[begin Task input]

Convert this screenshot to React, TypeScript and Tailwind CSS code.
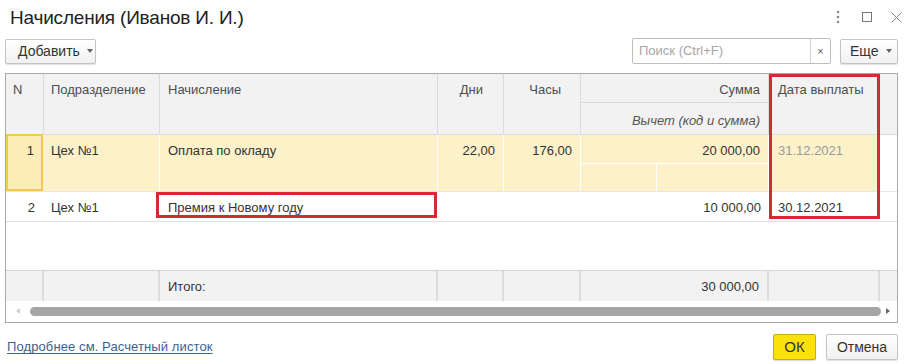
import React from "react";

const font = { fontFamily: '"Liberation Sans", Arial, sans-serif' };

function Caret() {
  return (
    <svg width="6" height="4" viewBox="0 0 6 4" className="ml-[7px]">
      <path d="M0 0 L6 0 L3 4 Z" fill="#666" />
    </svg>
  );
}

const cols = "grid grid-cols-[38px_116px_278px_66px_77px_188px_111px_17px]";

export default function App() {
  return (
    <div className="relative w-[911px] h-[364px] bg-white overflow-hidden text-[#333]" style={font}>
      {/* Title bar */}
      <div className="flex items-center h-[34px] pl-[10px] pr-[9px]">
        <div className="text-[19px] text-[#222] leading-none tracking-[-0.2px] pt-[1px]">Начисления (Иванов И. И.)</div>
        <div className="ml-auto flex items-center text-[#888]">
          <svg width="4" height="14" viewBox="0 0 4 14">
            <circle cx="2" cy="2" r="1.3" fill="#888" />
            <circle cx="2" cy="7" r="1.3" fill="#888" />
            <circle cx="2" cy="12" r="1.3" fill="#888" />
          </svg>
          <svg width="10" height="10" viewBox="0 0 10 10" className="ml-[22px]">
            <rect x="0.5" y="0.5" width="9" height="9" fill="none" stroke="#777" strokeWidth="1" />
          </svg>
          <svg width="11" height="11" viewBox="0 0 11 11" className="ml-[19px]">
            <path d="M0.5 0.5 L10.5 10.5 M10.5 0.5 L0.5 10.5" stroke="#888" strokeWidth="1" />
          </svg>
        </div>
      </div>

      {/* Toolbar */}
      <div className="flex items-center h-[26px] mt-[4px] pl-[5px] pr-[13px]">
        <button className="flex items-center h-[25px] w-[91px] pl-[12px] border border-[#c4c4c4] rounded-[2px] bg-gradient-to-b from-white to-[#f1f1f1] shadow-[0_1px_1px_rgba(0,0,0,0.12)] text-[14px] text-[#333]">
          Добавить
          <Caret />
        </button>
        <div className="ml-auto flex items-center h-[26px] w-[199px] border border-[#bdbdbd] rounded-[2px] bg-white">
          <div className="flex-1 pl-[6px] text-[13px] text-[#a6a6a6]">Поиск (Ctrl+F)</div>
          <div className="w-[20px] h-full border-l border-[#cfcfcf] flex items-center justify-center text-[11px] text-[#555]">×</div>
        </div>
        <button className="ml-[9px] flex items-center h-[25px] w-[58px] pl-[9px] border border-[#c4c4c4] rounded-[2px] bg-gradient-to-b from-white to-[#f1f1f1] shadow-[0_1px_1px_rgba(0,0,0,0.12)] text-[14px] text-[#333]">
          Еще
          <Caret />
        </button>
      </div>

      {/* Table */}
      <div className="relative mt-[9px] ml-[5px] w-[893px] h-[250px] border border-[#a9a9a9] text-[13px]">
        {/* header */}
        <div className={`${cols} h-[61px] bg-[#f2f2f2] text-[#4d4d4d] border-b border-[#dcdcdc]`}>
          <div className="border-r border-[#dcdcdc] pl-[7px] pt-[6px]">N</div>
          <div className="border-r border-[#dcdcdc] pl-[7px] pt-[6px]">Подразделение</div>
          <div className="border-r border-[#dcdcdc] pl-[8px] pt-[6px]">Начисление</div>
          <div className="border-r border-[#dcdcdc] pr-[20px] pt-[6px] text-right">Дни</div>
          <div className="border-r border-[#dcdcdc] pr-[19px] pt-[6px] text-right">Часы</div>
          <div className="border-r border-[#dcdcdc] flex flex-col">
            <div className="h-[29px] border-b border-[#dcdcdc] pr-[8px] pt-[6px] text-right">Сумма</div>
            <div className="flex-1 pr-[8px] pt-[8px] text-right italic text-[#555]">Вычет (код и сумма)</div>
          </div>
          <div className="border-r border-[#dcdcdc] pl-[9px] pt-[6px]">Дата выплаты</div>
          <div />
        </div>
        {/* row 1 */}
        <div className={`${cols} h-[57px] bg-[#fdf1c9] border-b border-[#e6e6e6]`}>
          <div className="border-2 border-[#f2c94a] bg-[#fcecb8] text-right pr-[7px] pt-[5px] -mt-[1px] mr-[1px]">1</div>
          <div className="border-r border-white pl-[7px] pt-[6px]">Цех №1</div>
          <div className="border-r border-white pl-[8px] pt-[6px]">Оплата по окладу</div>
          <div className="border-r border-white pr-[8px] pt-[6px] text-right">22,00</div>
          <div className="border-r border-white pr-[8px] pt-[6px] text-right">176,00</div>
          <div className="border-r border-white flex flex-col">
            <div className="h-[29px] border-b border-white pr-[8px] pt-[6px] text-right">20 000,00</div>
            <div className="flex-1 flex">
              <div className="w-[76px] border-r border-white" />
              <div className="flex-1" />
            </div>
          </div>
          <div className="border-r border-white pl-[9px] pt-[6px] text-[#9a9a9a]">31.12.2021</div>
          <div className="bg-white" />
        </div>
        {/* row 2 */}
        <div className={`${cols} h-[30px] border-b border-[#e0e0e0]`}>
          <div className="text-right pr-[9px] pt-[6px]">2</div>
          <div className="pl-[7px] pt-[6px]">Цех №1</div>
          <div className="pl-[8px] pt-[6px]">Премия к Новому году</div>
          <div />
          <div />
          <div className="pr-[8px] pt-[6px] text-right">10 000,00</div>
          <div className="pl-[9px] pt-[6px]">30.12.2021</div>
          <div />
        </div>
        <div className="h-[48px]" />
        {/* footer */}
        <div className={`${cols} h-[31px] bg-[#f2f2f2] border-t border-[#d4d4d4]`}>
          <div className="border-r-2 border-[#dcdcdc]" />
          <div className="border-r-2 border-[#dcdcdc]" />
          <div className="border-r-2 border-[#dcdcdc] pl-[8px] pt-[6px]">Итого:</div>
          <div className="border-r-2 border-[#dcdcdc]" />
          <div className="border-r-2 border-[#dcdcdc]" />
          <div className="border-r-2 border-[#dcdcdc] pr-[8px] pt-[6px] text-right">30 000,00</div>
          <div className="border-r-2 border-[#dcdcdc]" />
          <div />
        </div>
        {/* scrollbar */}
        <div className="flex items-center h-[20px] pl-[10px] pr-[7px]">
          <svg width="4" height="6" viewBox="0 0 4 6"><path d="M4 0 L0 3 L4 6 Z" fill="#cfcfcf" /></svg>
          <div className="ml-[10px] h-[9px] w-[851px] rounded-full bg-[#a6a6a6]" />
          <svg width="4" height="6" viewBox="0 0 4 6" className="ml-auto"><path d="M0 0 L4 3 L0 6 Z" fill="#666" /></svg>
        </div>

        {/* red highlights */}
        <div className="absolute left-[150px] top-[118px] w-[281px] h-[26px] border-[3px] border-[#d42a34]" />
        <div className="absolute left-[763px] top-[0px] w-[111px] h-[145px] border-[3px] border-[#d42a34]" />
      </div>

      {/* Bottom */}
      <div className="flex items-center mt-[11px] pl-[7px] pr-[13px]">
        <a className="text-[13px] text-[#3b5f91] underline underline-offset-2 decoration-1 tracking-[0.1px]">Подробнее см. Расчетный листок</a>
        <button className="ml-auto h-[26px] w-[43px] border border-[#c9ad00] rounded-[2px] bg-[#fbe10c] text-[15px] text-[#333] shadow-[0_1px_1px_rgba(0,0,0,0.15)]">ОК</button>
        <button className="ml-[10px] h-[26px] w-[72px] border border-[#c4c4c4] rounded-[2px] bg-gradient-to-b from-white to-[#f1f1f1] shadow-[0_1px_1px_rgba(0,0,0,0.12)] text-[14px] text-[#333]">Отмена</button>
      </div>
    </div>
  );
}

[end Task input]
[begin Task input]

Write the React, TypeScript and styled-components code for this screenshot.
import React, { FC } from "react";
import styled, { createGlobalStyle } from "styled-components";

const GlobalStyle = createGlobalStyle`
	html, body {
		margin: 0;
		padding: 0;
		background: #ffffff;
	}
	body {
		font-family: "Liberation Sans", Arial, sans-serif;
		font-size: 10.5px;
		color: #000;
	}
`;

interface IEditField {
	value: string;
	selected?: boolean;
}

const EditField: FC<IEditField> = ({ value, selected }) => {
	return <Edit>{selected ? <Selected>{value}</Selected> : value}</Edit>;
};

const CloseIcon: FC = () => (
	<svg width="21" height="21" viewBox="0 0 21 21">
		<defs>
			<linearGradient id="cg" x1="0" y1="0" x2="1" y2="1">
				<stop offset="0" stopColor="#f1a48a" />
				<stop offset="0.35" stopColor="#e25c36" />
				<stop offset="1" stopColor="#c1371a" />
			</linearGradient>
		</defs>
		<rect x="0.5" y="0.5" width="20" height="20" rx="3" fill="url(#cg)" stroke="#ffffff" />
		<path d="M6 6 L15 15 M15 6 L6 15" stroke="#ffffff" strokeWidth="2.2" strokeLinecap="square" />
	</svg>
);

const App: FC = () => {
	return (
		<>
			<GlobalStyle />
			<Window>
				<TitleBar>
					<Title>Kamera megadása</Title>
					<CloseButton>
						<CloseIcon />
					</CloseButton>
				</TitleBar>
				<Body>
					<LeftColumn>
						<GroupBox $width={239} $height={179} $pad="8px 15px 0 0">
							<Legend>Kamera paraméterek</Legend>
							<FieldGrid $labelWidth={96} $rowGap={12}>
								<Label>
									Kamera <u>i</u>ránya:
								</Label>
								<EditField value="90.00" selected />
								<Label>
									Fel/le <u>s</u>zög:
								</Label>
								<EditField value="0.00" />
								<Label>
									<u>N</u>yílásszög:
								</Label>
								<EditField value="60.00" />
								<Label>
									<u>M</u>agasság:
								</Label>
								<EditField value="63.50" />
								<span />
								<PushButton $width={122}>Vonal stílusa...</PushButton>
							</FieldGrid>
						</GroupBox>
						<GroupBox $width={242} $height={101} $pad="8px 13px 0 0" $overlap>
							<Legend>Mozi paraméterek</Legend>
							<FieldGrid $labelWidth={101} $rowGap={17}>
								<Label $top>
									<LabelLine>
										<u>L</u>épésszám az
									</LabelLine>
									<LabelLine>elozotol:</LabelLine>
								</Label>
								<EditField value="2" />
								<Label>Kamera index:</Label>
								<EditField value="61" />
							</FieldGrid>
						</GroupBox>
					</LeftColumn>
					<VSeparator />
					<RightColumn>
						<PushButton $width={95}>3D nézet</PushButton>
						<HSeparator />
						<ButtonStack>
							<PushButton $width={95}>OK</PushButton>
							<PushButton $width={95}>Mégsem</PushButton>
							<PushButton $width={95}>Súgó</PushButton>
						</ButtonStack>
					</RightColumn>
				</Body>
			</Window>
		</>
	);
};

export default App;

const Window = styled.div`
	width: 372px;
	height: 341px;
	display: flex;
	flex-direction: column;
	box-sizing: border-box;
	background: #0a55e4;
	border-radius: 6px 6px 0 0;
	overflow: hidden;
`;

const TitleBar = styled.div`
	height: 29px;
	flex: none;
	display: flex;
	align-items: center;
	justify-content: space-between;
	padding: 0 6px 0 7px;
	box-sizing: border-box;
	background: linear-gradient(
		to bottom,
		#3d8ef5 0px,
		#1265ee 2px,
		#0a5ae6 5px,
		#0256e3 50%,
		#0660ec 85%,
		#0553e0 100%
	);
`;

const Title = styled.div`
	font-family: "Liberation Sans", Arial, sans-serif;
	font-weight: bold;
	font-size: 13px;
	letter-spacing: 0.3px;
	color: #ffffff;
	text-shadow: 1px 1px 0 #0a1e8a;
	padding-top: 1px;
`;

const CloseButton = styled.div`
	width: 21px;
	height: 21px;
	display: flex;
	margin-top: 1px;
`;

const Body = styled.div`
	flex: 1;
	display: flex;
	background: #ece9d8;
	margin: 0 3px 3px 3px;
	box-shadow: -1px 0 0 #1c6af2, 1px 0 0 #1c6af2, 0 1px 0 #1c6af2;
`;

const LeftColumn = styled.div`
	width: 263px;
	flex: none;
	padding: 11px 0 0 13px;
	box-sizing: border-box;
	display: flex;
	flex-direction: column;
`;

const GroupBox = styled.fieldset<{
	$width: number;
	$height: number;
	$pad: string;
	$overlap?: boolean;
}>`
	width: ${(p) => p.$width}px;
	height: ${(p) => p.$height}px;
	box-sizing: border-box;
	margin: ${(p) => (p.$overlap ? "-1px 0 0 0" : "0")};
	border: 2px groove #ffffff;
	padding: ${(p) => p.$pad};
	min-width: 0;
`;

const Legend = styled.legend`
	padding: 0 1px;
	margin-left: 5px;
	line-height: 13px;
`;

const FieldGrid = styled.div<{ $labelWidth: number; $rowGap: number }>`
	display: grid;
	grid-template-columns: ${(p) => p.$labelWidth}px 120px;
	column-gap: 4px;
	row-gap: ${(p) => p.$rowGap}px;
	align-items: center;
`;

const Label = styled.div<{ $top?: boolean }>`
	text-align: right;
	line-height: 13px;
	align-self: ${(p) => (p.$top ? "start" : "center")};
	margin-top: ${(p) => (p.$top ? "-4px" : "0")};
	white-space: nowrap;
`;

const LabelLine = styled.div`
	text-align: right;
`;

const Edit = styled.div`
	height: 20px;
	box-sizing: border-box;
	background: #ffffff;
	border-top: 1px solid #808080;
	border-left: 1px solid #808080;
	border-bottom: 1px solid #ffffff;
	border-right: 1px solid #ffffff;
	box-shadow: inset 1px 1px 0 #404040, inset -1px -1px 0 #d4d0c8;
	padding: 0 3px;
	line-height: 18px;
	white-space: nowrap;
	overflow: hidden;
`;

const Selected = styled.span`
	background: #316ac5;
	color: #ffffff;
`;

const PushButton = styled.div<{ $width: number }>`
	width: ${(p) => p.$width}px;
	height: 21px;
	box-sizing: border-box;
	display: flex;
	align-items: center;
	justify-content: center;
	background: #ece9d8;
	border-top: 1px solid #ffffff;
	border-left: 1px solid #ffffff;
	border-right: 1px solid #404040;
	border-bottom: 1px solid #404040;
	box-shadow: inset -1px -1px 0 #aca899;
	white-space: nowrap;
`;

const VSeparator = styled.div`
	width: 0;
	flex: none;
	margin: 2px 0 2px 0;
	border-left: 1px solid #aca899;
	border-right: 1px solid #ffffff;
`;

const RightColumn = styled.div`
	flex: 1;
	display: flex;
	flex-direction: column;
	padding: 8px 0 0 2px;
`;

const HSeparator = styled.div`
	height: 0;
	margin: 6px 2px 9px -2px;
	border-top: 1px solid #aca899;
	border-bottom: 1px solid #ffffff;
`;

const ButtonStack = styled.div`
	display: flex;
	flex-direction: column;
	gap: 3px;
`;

[end Task input]

Task goal: Find how many lines in the listing hold "TypeScript", and reply with that number only.

Exercise answer: 2